## Required work
Return the lines below exactly, from the first line to the line that contains "string; span?: number;". Leave out pictures.

## Stored data
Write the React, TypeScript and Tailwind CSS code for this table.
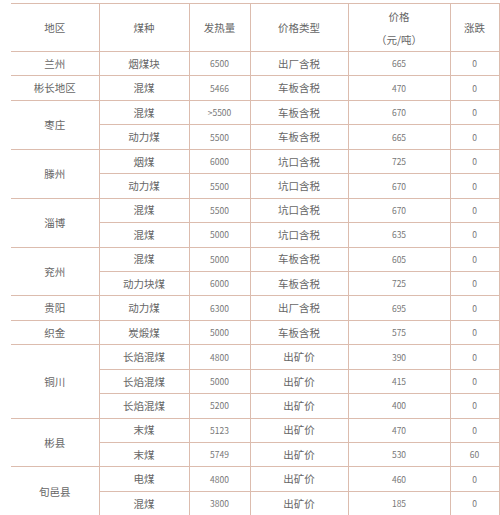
import React from "react";

type Row = { region?: string; span?: number; kind: string; heat: string; ptype: string; price: string; chg: string };

const rows: Row[] = [
  { region: "兰州", span: 1, kind: "烟煤块", heat: "6500", ptype: "出厂含税", price: "665", chg: "0" },
  { region: "彬长地区", span: 1, kind: "混煤", heat: "5466", ptype: "车板含税", price: "470", chg: "0" },
  { region: "枣庄", span: 2, kind: "混煤", heat: ">5500", ptype: "车板含税", price: "670", chg: "0" },
  { kind: "动力煤", heat: "5500", ptype: "车板含税", price: "665", chg: "0" },
  { region: "滕州", span: 2, kind: "烟煤", heat: "6000", ptype: "坑口含税", price: "725", chg: "0" },
  { kind: "动力煤", heat: "5500", ptype: "坑口含税", price: "670", chg: "0" },
  { region: "淄博", span: 2, kind: "混煤", heat: "5500", ptype: "坑口含税", price: "670", chg: "0" },
  { kind: "混煤", heat: "5000", ptype: "坑口含税", price: "635", chg: "0" },
  { region: "兖州", span: 2, kind: "混煤", heat: "5000", ptype: "车板含税", price: "605", chg: "0" },
  { kind: "动力块煤", heat: "6000", ptype: "车板含税", price: "725", chg: "0" },
  { region: "贵阳", span: 1, kind: "动力煤", heat: "6300", ptype: "出厂含税", price: "695", chg: "0" },
  { region: "织金", span: 1, kind: "炭煅煤", heat: "5000", ptype: "车板含税", price: "575", chg: "0" },
  { region: "铜川", span: 3, kind: "长焰混煤", heat: "4800", ptype: "出矿价", price: "390", chg: "0" },
  { kind: "长焰混煤", heat: "5000", ptype: "出矿价", price: "415", chg: "0" },
  { kind: "长焰混煤", heat: "5200", ptype: "出矿价", price: "400", chg: "0" },
  { region: "彬县", span: 2, kind: "末煤", heat: "5123", ptype: "出矿价", price: "470", chg: "0" },
  { kind: "末煤", heat: "5749", ptype: "出矿价", price: "530", chg: "60" },
  { region: "旬邑县", span: 2, kind: "电煤", heat: "4800", ptype: "出矿价", price: "460", chg: "0" },
  { kind: "混煤", heat: "3800", ptype: "出矿价", price: "185", chg: "0" },
];

const cjk = "border border-[#dcbcae] text-center align-middle text-[10.5px] text-[#666]";
const num = "border border-[#dcbcae] text-center align-middle text-[8.5px] text-[#777]";

export default function App() {
  return (
    <div className="w-[500px] h-[515px] overflow-hidden bg-white pt-[3px] pl-[11px]" style={{ fontFamily: '"Noto Sans CJK SC", "Noto Sans", sans-serif' }}>
      <table className="table-fixed border-collapse w-[488px]">
        <colgroup>
          <col className="w-[88px]" />
          <col className="w-[90px]" />
          <col className="w-[61px]" />
          <col className="w-[98px]" />
          <col className="w-[102px]" />
          <col className="w-[49px]" />
        </colgroup>
        <thead>
          <tr className="h-[48px]">
            <td className={cjk + " border-l-0"}>地区</td>
            <td className={cjk}>煤种</td>
            <td className={cjk}>发热量</td>
            <td className={cjk}>价格类型</td>
            <td className={cjk + " leading-[23px]"}>
              <div>价格</div>
              <div>（元/吨）</div>
            </td>
            <td className={cjk}>涨跌</td>
          </tr>
        </thead>
        <tbody>
          {rows.map((r, i) => (
            <tr key={i} className="h-[24.45px]">
              {r.region && (
                <td rowSpan={r.span} className={cjk + " border-l-0"}>
                  {r.region}
                </td>
              )}
              <td className={cjk}>{r.kind}</td>
              <td className={num}>{r.heat}</td>
              <td className={cjk}>{r.ptype}</td>
              <td className={num}>{r.price}</td>
              <td className={num}>{r.chg}</td>
            </tr>
          ))}
        </tbody>
      </table>
    </div>
  );
}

## Completed task
Write the React, TypeScript and Tailwind CSS code for this table.
import React from "react";

type Row = { region?: string; span?: number; kind: string; heat: string; ptype: string; price: string; chg: string };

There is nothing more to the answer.